Many are former state workers living on meager pensions, facing cuts to long-subsidized goods and increasing loneliness as younger Cubans continue to emigrate. Over the past five years, Cuba’s population has fallen by nearly 1.5 million, largely because of migration.
The island's elderly were young when Fidel Castro entered Havana. Now, in old age, they are confronting a new period of scarcity that is testing how far pensions, rationed goods and personal resilience can stretch. The impact is visible in daily life: Elderly people walk the streets alone, stand in long lines for bread and rice, and increasingly depend on churches and some state institutions for basic meals.

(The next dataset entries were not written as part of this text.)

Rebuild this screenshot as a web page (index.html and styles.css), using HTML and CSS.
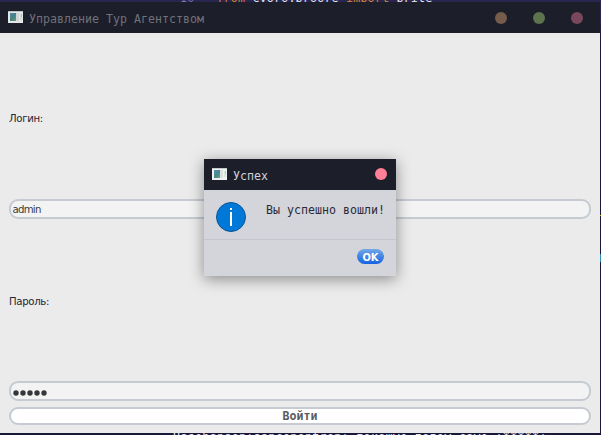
FILE: index.html
```html
<!DOCTYPE html>
<html lang="ru">
<head>
<meta charset="utf-8">
<title>Управление Тур Агентством</title>
<link rel="stylesheet" href="styles.css">
</head>
<body>
<div class="desktop">
  <div class="code code-top"><span class="num">10</span><span class="kw from">from</span> <span>cyoro.broore</span> <span class="kw imp">import</span> <span class="name">brite</span></div>
  <div class="code code-bottom">Ussehanson:sanconentron: покошмо потом само :*****:</div>
  <i class="edge edge-yellow"></i><i class="edge edge-cyan"></i>
  <main class="window">
    <header class="titlebar">
      <svg class="app-icon" viewBox="0 0 15 12"><defs><linearGradient id="pic" x2="1" y2="1"><stop offset="0" stop-color="#5b8cb0"/><stop offset=".5" stop-color="#46888c"/><stop offset="1" stop-color="#6ba473"/></linearGradient></defs><path fill="#f0f1f2" d="M0 0h15v12H0z"/><path fill="#c3c8cb" d="M0 0h15v1H0z"/><path fill="url(#pic)" d="M2 2h6v8H2z"/><path fill="#dcdfe0" d="M8 2h3v8H8z"/><path fill="#d5e9de" d="M12 3h2v6h-2z"/><path fill="#a9cfc4" d="M13 3h1v3h-1z"/></svg>
      <h1 class="title">Управление Тур Агентством</h1>
      <div class="controls"><i class="dot min"></i><i class="dot max"></i><i class="dot close"></i></div>
    </header>
    <form class="form">
      <label class="label login-label" for="login">Логин:</label>
      <div class="field" id="login">admin</div>
      <label class="label" for="password">Пароль:</label>
      <div class="field" id="password"><svg class="mask" viewBox="0 0 35 6"><g fill="#343638"><circle cx="3" cy="3" r="2.7"/><circle cx="10" cy="3" r="2.7"/><circle cx="17" cy="3" r="2.7"/><circle cx="24" cy="3" r="2.7"/><circle cx="31" cy="3" r="2.7"/></g></svg></div>
      <button class="submit" type="button">Войти</button>
    </form>
  </main>
  <section class="dialog" role="dialog">
    <header class="dialog-bar">
      <svg class="app-icon" viewBox="0 0 15 12"><path fill="#f0f1f2" d="M0 0h15v12H0z"/><path fill="#c3c8cb" d="M0 0h15v1H0z"/><path fill="url(#pic)" d="M2 2h6v8H2z"/><path fill="#dcdfe0" d="M8 2h3v8H8z"/><path fill="#d5e9de" d="M12 3h2v6h-2z"/><path fill="#a9cfc4" d="M13 3h1v3h-1z"/></svg>
      <h2 class="title">Успех</h2><i class="dot"></i>
    </header>
    <div class="message">
      <svg class="info" viewBox="0 0 30 30"><circle cx="15" cy="15" r="14.5" fill="#0078d7" stroke="#0c5594"/><path fill="#fff" d="M14 6h2v2h-2zM14 10h2v14h-2z"/></svg>
      <p class="text">Вы успешно вошли!</p>
    </div>
    <footer class="actions"><button class="ok" type="button">OK</button></footer>
  </section>
</div>
</body>
</html>
```
FILE: styles.css
```css
* { box-sizing: border-box; }
body { margin: 0; }
.desktop {
  position: relative;
  width: 601px;
  height: 435px;
  overflow: hidden;
  padding-top: 2px;
  background: linear-gradient(#28254f 0 20px, #1a1838 40px);
  font-family: "DejaVu Sans Mono", monospace;
}
.code {
  position: absolute;
  font-size: 11.63px;
  line-height: 14px;
  color: #e4e5ee;
  white-space: pre;
}
.code-top { left: 180px; top: -9px; letter-spacing: .2px; }
.code-top .num { color: #7874b0; margin-right: 22px; }
.kw { color: #d0842c; }
.code-bottom { left: 173px; top: 430px; letter-spacing: .33px; }
.edge { position: absolute; left: 600px; width: 1px; }
.edge-yellow { top: 215px; height: 1px; background: #c8bd20; }
.edge-cyan { top: 254px; height: 8px; background: #2f8faf; }
.window {
  position: relative;
  display: flex;
  flex-direction: column;
  width: 600px;
  height: 431px;
  background: #ebebeb;
}
.titlebar {
  display: flex;
  align-items: center;
  height: 31px;
  padding: 0 17px 0 8px;
  background: #1c1e2a;
  color: #70717a;
}
.app-icon { width: 15px; height: 12px; flex: none; margin-top: -2px; }
.titlebar .app-icon { opacity: .95; }
.title { margin: 3px 0 0 6px; font-size: 11.63px; line-height: 14px; font-weight: 400; }
.controls { display: flex; gap: 26px; margin-left: auto; }
.dot { width: 12px; height: 12px; border-radius: 50%; }
.min { background: #755c4b; }
.max { background: #5c734e; }
.close { background: #7a485c; }
.form {
  flex: 1;
  display: grid;
  grid-template-rows: 166px 20px 162px 20px 18px;
  row-gap: 0;
  padding: 0 9px;
}
.label {
  align-self: center;
  padding-top: 4px;
  font: 11.3px/14px "DejaVu Sans Condensed", "DejaVu Sans", sans-serif;
  letter-spacing: -.35px;
  color: #242635;
}
.login-label { padding-top: 6px; }
.field {
  display: flex;
  align-items: center;
  padding: 2px 0 0 1.5px;
  border: 2px solid #c5cbd1;
  border-radius: 9px;
  background: #f3f3f3;
  font: 11.3px/14px "DejaVu Sans Condensed", "DejaVu Sans", sans-serif;
  letter-spacing: -.75px;
  color: #3a3b40;
}
.mask { width: 35px; height: 6px; margin: 2px 0 0 .5px; }
.submit {
  margin: 6px 0 -6px;
  padding: 0;
  border: 2px solid #c5cbd1;
  border-radius: 9px;
  background: #fff;
  font: bold 11.63px/14px "DejaVu Sans Mono", monospace;
  color: #5b5c60;
}
.dialog {
  position: absolute;
  left: 204px;
  top: 159px;
  width: 192px;
  height: 117px;
  background: #d4d5db;
  box-shadow: 0 3px 14px rgba(0, 0, 0, .42);
}
.dialog-bar {
  display: flex;
  align-items: center;
  height: 31px;
  padding: 0 9px 0 8px;
  background: #1c1e2a;
  color: #d0d2da;
}
.dialog-bar .dot { margin: -1px 0 0 auto; background: #ff8096; }
.message {
  display: flex;
  height: 50px;
  padding: 12px 0 0 12px;
  border-bottom: 1px solid #c5c6cd;
}
.info { width: 30px; height: 30px; flex: none; }
.text { margin: 1px 0 0 20px; font-size: 11.63px; line-height: 14px; color: #292b38; white-space: nowrap; }
.actions { display: flex; justify-content: flex-end; padding: 9px 12px; }
.ok {
  width: 27px;
  height: 15px;
  padding: 2px 0 0;
  border: 0;
  border-radius: 7.5px;
  background: linear-gradient(#72a8e6, #1663e0);
  font: bold 11px/13px "DejaVu Sans Condensed", "DejaVu Sans", sans-serif;
  color: #fff;
}
```
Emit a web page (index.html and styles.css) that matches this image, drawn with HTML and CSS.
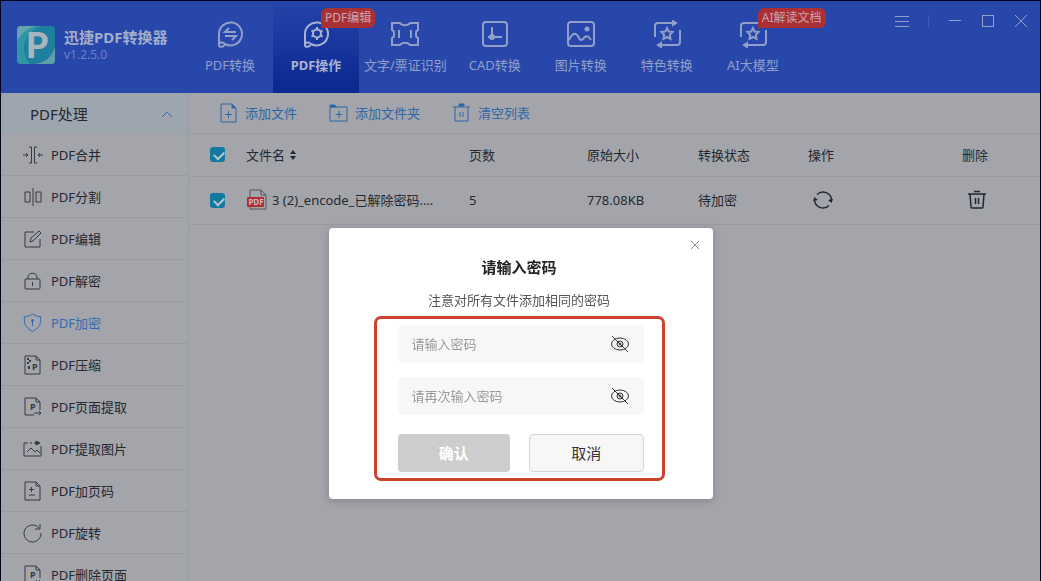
FILE: index.html
```html
<!DOCTYPE html>
<html lang="zh-CN">
<head>
    <meta charset="UTF-8">
    <meta name="viewport" content="width=device-width, initial-scale=1.0">
    <title>迅捷PDF转换器</title>
    <link rel="stylesheet" href="styles.css">
</head>
<body>
    <div class="app">
        <header class="header">
            <div class="brand">
                <svg class="logo" viewBox="0 0 38 38">
                    <rect width="38" height="38" rx="4" fill="#1f7f9e"/>
                    <path d="M0 17V4a4 4 0 0 1 4-4h16C11 2 3 8 0 17z" fill="#65a3ad"/>
                    <path d="M38 21v13a4 4 0 0 1-4 4H17c11-1 18-7 21-17z" fill="#5f9fac"/>
                    <path d="M0 17C3 8 11 2 20 0h3C13 5 7 13 7 22c0 6 2 12 6 16H4a4 4 0 0 1-4-4z" fill="#2f96a6"/>
                    <text class="logo-letter" x="20" y="32" text-anchor="middle">P</text>
                </svg>
                <div>
                    <div class="brand-name">迅捷PDF转换器</div>
                    <div class="version">v1.2.5.0</div>
                </div>
            </div>
            <nav class="nav">
                <a href="#">
                    <svg class="nav-icon" viewBox="0 0 28 28"><path d="M3 25V14a11.500 11.500 0 1 1 6 10c-1 3-6 4-6 1 0-3 3-3 5-2"/><path d="M20 12H9l4-4M9 16h11l-4 4"/></svg>
                    <span>PDF转换</span>
                </a>
                <a href="#" class="active">
                    <svg class="nav-icon" viewBox="0 0 28 28"><path d="M3 25V14a11.500 11.500 0 1 1 6 10c-1 3-6 4-6 1 0-3 3-3 5-2"/><circle cx="15" cy="13.500" r="4"/><path d="M15 7v3M15 17v3M9.400 10.300l2 1.200M18.600 15.500l2 1.200M9.400 16.700l2-1.200M18.600 11.500l2-1.200"/></svg>
                    <span>PDF操作</span>
                    <em class="badge">PDF编辑</em>
                </a>
                <a href="#">
                    <svg class="nav-icon" viewBox="0 0 28 28"><path d="M1 3h8c2 3 8 3 10 0h8v7c-2 1-2 1-2 4s0 3 2 4v7h-8c-2-3-8-3-10 0H1v-7c2-1 2-1 2-4s0-3-2-4zM8 10v8M20 10v8"/></svg>
                    <span>文字/票证识别</span>
                </a>
                <a href="#">
                    <svg class="nav-icon" viewBox="0 0 28 28"><rect x="2" y="2" width="24" height="24" rx="3"/><path d="M11 7v13M7 17h14"/><circle cx="11" cy="17" r="2" fill="currentColor"/></svg>
                    <span>CAD转换</span>
                </a>
                <a href="#">
                    <svg class="nav-icon" viewBox="0 0 28 28"><rect x="1" y="2" width="26" height="24" rx="3"/><circle cx="20" cy="9" r="1.500" fill="currentColor"/><path d="M2 20c4-8 7-8 10-2 2 4 4 1 6-1s4 0 6 3"/></svg>
                    <span>图片转换</span>
                </a>
                <a href="#">
                    <svg class="nav-icon" viewBox="0 0 28 28"><path d="M2 17V6a3 3 0 0 1 3-3h17M27 10v12a3 3 0 0 1-3 3H7"/><path d="M20 1l3 2-3 2zM8 23l-3 2 3 2z" fill="currentColor"/><path d="M14 8l1.700 3.600 3.900.5-2.800 2.800.7 4-3.500-1.900-3.500 1.900.7-4-2.800-2.800 3.900-.5z"/></svg>
                    <span>特色转换</span>
                </a>
                <a href="#">
                    <svg class="nav-icon" viewBox="0 0 28 28"><path d="M2 17V6a3 3 0 0 1 3-3h17M27 10v12a3 3 0 0 1-3 3H7"/><path d="M20 1l3 2-3 2zM8 23l-3 2 3 2z" fill="currentColor"/><path d="M14 8l1.700 3.600 3.900.5-2.800 2.800.7 4-3.500-1.900-3.500 1.900.7-4-2.800-2.800 3.900-.5z"/></svg>
                    <span>AI大模型</span>
                    <em class="badge">AI解读文档</em>
                </a>
            </nav>
            <div class="window-buttons">
                <button aria-label="菜单"><svg viewBox="0 0 14 14"><path d="M0 2.500h14M0 7.500h14M0 12.500h14"/></svg></button>
                <span class="separator"></span>
                <button aria-label="最小化"><svg viewBox="0 0 14 14"><path d="M1 6.500h12"/></svg></button>
                <button aria-label="最大化"><svg viewBox="0 0 14 14"><rect x="1.500" y="1.500" width="11" height="11"/></svg></button>
                <button aria-label="关闭"><svg viewBox="0 0 14 14"><path d="M1 1l12 12M13 1L1 13"/></svg></button>
            </div>
        </header>

        <div class="content">
            <aside class="sidebar">
                <button class="sidebar-title">
                    <span>PDF处理</span>
                    <svg class="arrow" viewBox="0 0 12 12"><path d="M1 9l5-5 5 5"/></svg>
                </button>
                <ul class="menu">
                    <li><a href="#"><svg class="icon" viewBox="0 0 20 20"><path d="M6 2h2.500v16H6M14 2h-2.500v16H14M0 10h5M3 8l2 2-2 2M20 10h-5M17 8l-2 2 2 2"/></svg>PDF合并</a></li>
                    <li><a href="#"><svg class="icon" viewBox="0 0 20 20"><path d="M10 1v18M2 5h5v10H2zM13 5h5v10h-5z"/></svg>PDF分割</a></li>
                    <li><a href="#"><svg class="icon" viewBox="0 0 20 20"><path d="M11 3H2v15h15v-8M7 13l1-4 8-7 2 2-8 8z"/></svg>PDF编辑</a></li>
                    <li><a href="#"><svg class="icon" viewBox="0 0 20 20"><rect x="2" y="8" width="15" height="10" rx="1"/><path d="M5 8V6c0-5 9-5 9 0v2M9.500 11v4"/></svg>PDF解密</a></li>
                    <li><a href="#" class="current"><svg class="icon" viewBox="0 0 20 20"><path d="M9.500 1c3 2 5 2.500 8 2.500 1 7-1 11-8 15-7-4-9-8-8-15 3 0 5-.5 8-2.500z"/><path d="M9.500 8v5"/><circle cx="9.500" cy="7.500" r="1" fill="currentColor"/></svg>PDF加密</a></li>
                    <li><a href="#"><svg class="icon" viewBox="0 0 20 20"><path d="M2 1h11l4 4v14H2zM13 1v4h4"/><path d="M4 3h2v2H4zM6 5h2v2H6zM4 7h2v2H4zM5 11h2v3H5z" fill="currentColor" stroke="none"/><text x="9" y="15">P</text></svg>PDF压缩</a></li>
                    <li><a href="#"><svg class="icon" viewBox="0 0 20 20"><path d="M11 18H2V1h11l4 4v8M13 1v4h4M11 16h7M16 14l2 2-2 2"/><text x="7" y="13">P</text></svg>PDF页面提取</a></li>
                    <li><a href="#"><svg class="icon" viewBox="0 0 20 20"><path d="M5 4H1v13h17V7M7 4h2M11 4h4M4 13l4-4 4 4 2-2 3 3"/><path d="M13 2l4 2-4 2z" fill="currentColor"/></svg>PDF提取图片</a></li>
                    <li><a href="#"><svg class="icon" viewBox="0 0 20 20"><path d="M2 1h11l4 4v14H2zM13 1v4h4M8.500 6v5M6 8.500h5M6 14h6"/></svg>PDF加页码</a></li>
                    <li><a href="#"><svg class="icon" viewBox="0 0 20 20"><path d="M16 5a8.500 8.500 0 1 0 2 5M17 1v5h-5"/></svg>PDF旋转</a></li>
                    <li><a href="#"><svg class="icon" viewBox="0 0 20 20"><path d="M11 18H2V1h11l4 4v8M13 1v4h4M13 15l4 4M17 15l-4 4"/><text x="7" y="13">P</text></svg>PDF删除页面</a></li>
                </ul>
            </aside>

            <main class="main">
                <div class="toolbar">
                    <button><svg class="icon" viewBox="0 0 20 20"><path d="M2 1h11l4 4v14H2zM9.500 8v7M6 11.500h7"/><path d="M13 1v4h4z" fill="currentColor"/></svg>添加文件</button>
                    <button><svg class="icon" viewBox="0 0 20 20"><path d="M1 18V4h17v14zM10 8v7M6.500 11.500h7"/><path d="M1 2h5l1 2H1z" fill="currentColor"/></svg>添加文件夹</button>
                    <button><svg class="icon" viewBox="0 0 20 20"><path d="M1 4h17M3 4v14h13V4M8 9v5M11 9v5"/><path d="M7 1h5v2H7z" fill="currentColor"/></svg>清空列表</button>
                </div>
                <table class="file-table">
                    <colgroup>
                        <col class="col-check">
                        <col>
                        <col class="col-pages">
                        <col class="col-size">
                        <col class="col-status">
                        <col class="col-action">
                        <col class="col-delete">
                    </colgroup>
                    <thead>
                        <tr>
                            <th><input type="checkbox" aria-label="全选" checked></th>
                            <th>文件名 <svg class="sort" viewBox="0 0 6 10"><path d="M3 0l3 4H0zM3 10l3-4H0z"/></svg></th>
                            <th>页数</th>
                            <th>原始大小</th>
                            <th>转换状态</th>
                            <th>操作</th>
                            <th>删除</th>
                        </tr>
                    </thead>
                    <tbody>
                        <tr>
                            <td><input type="checkbox" aria-label="选择文件" checked></td>
                            <td>
                                <div class="file-name">
                                    <svg class="file-icon" viewBox="0 0 22 22"><path d="M4 1h11l5 5v14H4zM15 1v5h5" fill="none" stroke="#54565e"/><rect x="1" y="8" width="17" height="10" rx="1" fill="#b02d35" stroke="none"/><text x="10" y="16" text-anchor="middle">PDF</text></svg>
                                    3 (2)_encode_已解除密码....
                                </div>
                            </td>
                            <td>5</td>
                            <td>778.08KB</td>
                            <td>待加密</td>
                            <td><button class="icon-button" aria-label="转换"><svg class="icon" viewBox="0 0 20 20"><path d="M4 4.500A8.500 8.500 0 0 1 18.500 10.500M16 15.500A8.500 8.500 0 0 1 1.500 9.500"/><path d="M0 11l1.500-4 3.500 3zM20 9l-1.500 4-3.500-3z" fill="currentColor" stroke="none"/></svg></button></td>
                            <td><button class="icon-button" aria-label="删除"><svg class="icon" viewBox="0 0 20 20"><path d="M1 4h18M7 1.500h6M3 4l1 13q0 1 1 1h10q1 0 1-1l1-13M8.500 8v6M11.500 8v6"/></svg></button></td>
                        </tr>
                    </tbody>
                </table>
            </main>
        </div>
    </div>

    <div class="overlay">
        <div class="dialog" role="dialog" aria-labelledby="dialog-title">
            <button class="close" aria-label="关闭"><svg viewBox="0 0 10 10"><path d="M1 1l8 8M9 1L1 9"/></svg></button>
            <h2 id="dialog-title">请输入密码</h2>
            <p>注意对所有文件添加相同的密码</p>
            <form class="password-form">
                <div class="field">
                    <input type="password" placeholder="请输入密码" aria-label="请输入密码">
                    <button type="button" class="eye" aria-label="显示密码"><svg viewBox="0 0 20 18"><ellipse cx="10" cy="9" rx="8.500" ry="6"/><circle cx="10" cy="9" r="3"/><circle cx="10" cy="9" r="1"/><path d="M2 1l16 16"/></svg></button>
                </div>
                <div class="field">
                    <input type="password" placeholder="请再次输入密码" aria-label="请再次输入密码">
                    <button type="button" class="eye" aria-label="显示密码"><svg viewBox="0 0 20 18"><ellipse cx="10" cy="9" rx="8.500" ry="6"/><circle cx="10" cy="9" r="3"/><circle cx="10" cy="9" r="1"/><path d="M2 1l16 16"/></svg></button>
                </div>
                <div class="form-buttons">
                    <button type="submit" class="confirm" disabled>确认</button>
                    <button type="button" class="cancel">取消</button>
                </div>
            </form>
        </div>
    </div>
</body>
</html>
```

FILE: styles.css
```css
* {
    box-sizing: border-box;
}
body {
    margin: 0;
    font-family: "Noto Sans", "Noto Sans CJK SC", sans-serif;
    font-size: 13px;
    line-height: 20px;
    color: #252831;
}
button {
    padding: 0;
    border: none;
    background: none;
    font: inherit;
    color: inherit;
}
a {
    color: inherit;
    text-decoration: none;
}
svg {
    fill: none;
    stroke: currentColor;
    display: block;
    flex-shrink: 0;
}
.app {
    display: flex;
    flex-direction: column;
    height: 100vh;
    overflow: hidden;
    background: #a4a5aa;
    border: 1px solid #05061c;
    border-bottom: none;
}

/* header */
.header {
    display: flex;
    flex-shrink: 0;
    height: 92px;
    background: #2747ab;
    color: #929fc9;
}
.brand {
    display: flex;
    align-items: center;
    gap: 9px;
    width: 186px;
    padding: 0 0 4px 16px;
}
.logo {
    width: 38px;
    height: 38px;
    overflow: visible;
    stroke: none;
}
.logo-letter {
    font-family: Lato, sans-serif;
    font-size: 36px;
    line-height: 36px;
    font-weight: 900;
    fill: #a9b4bd;
}
.brand-name {
    font-size: 15px;
    font-weight: bold;
    color: #a3adcb;
    white-space: nowrap;
}
.version {
    font-size: 12px;
    line-height: 16px;
    color: #6c82c4;
}
.nav {
    display: flex;
}
.nav a {
    position: relative;
    display: flex;
    flex-direction: column;
    align-items: center;
    gap: 7px;
    min-width: 86px;
    padding: 19px 5px 0;
    white-space: nowrap;
}
.nav .active {
    background: linear-gradient(#2444aa, #0b2790);
    color: #a9b2d0;
    font-weight: bold;
}
.nav-icon {
    width: 28px;
    height: 28px;
    stroke-width: 2;
}
.badge {
    position: absolute;
    top: 7px;
    left: 48px;
    height: 20px;
    padding: 0 4px;
    border-radius: 6px 6px 6px 0;
    background: #ab3036;
    color: #c9a5ad;
    font-size: 12px;
    font-style: normal;
    font-weight: normal;
}
.window-buttons {
    display: flex;
    align-items: center;
    gap: 19px;
    height: 14px;
    margin: 13px 12px 0 auto;
}
.window-buttons svg {
    width: 14px;
    height: 14px;
}
.separator {
    width: 1px;
    height: 12px;
    background: #405bb3;
}

/* sidebar */
.content {
    display: flex;
    flex: 1;
    min-height: 0;
}
.sidebar {
    width: 188px;
    overflow: hidden;
    flex-shrink: 0;
    border-right: 1px solid #999ba2;
}
.sidebar-title {
    display: flex;
    align-items: center;
    justify-content: space-between;
    width: 100%;
    height: 41px;
    padding: 0 15px 0 29px;
    background: #9da5ae;
    font-size: 15px;
}
.arrow {
    width: 12px;
    height: 12px;
    color: #326ba8;
}
.menu {
    margin: 0;
    padding: 0;
    list-style: none;
}
.menu a {
    display: flex;
    align-items: center;
    gap: 8px;
    height: 42px;
    padding-left: 22px;
    border-bottom: 1px solid #999ba1;
}
.menu .current {
    color: #336bb0;
}
.icon {
    width: 20px;
    height: 20px;
}
.icon text {
    font-size: 9px;
    font-weight: bold;
    fill: currentColor;
    stroke: none;
}
.menu .icon {
    color: #363941;
}
.menu .current .icon {
    color: #336bb0;
}

/* file list */
.main {
    flex: 1;
    min-width: 0;
}
.toolbar {
    display: flex;
    gap: 32px;
    height: 41px;
    padding-left: 30px;
    border-bottom: 1px solid #999ba1;
    color: #2c67a7;
}
.toolbar button {
    display: flex;
    align-items: center;
    gap: 6px;
}
.file-table {
    width: 100%;
    table-layout: fixed;
    border-collapse: collapse;
}
.file-table th,
.file-table td {
    height: 42px;
    padding: 0;
    border-bottom: 1px solid #999ba1;
    text-align: left;
    font-weight: normal;
    white-space: nowrap;
}
.file-table td {
    height: 48px;
}
.col-check {
    width: 57px;
}
.col-pages {
    width: 118px;
}
.col-size {
    width: 111px;
}
.col-status {
    width: 110px;
}
.col-action {
    width: 154px;
}
.col-delete {
    width: 78px;
}
input[type="checkbox"] {
    appearance: none;
    display: block;
    width: 15px;
    height: 15px;
    margin: 0 0 0 21px;
    border-radius: 3px;
    background: #14799f;
}
input[type="checkbox"]:checked::before {
    content: "";
    display: block;
    width: 8px;
    height: 5px;
    margin: 4px 0 0 4px;
    border: solid #b5c6cf;
    border-width: 0 0 2px 2px;
    transform: rotate(-45deg);
}
.sort {
    display: inline-block;
    width: 6px;
    height: 10px;
    margin-left: 2px;
    fill: currentColor;
    stroke: none;
}
.file-name {
    display: flex;
    align-items: center;
    gap: 4px;
}
.file-icon {
    width: 22px;
    height: 22px;
}
.file-icon text {
    font-size: 8px;
    font-weight: bold;
    fill: #d0b9bd;
    stroke: none;
}
.icon-button {
    display: block;
    margin-left: 5px;
}
.icon-button .icon {
    stroke-width: 1.5;
}

/* password dialog */
.overlay {
    position: fixed;
    inset: 0;
    display: flex;
    justify-content: center;
    align-items: flex-start;
    padding-top: 228px;
}
.dialog {
    position: relative;
    width: 384px;
    padding: 29px 48px 18px 45px;
    border-radius: 4px;
    background: #fff;
    box-shadow: 0 2px 8px rgba(0, 0, 0, 0.2);
    text-align: center;
}
.dialog h2 {
    margin: 0 0 13px;
    font-size: 15px;
    line-height: 20px;
    color: #222;
}
.dialog p {
    margin: 0 0 6px;
    color: #555;
}
.close {
    position: absolute;
    top: 12px;
    right: 13px;
    color: #888;
}
.close svg {
    width: 10px;
    height: 10px;
}
.password-form {
    display: flex;
    flex-direction: column;
    gap: 14px;
    padding: 6px 18px 6px 21px;
    border: 3px solid #cb432f;
    border-radius: 7px;
}
.field {
    display: flex;
    align-items: center;
    height: 38px;
    padding: 0 14px;
    border-radius: 4px;
    background: #f7f7f7;
}
.field input {
    flex: 1;
    min-width: 0;
    padding: 0;
    border: none;
    outline: none;
    background: none;
    font: inherit;
}
.field input::placeholder {
    color: #999;
}
.eye {
    color: #333;
}
.eye svg {
    width: 20px;
    height: 18px;
}
.form-buttons {
    display: flex;
    gap: 19px;
    margin-top: 5px;
}
.form-buttons button {
    flex: 1;
    height: 38px;
    border-radius: 4px;
    font-size: 15px;
}
.form-buttons .confirm {
    background: #cdcdcd;
    color: #fff;
    font-weight: bold;
}
.form-buttons .cancel {
    border: 1px solid #d5d5d5;
    background: #f7f7f7;
    color: #333;
}
```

One such place is the Church of the Holy Spirit in Old Havana, where nearly 50 elderly residents gather three times a week for a modest hot meal of ground meat, rice, red beans and crackers topped with mayonnaise. For many, the meals offer more than nourishment. They provide a small measure of routine, relief and company during long days of shortages, outages and solitude.
Among them was Mercedes Lopez Rey, a retired engineer who until her death went to the church three...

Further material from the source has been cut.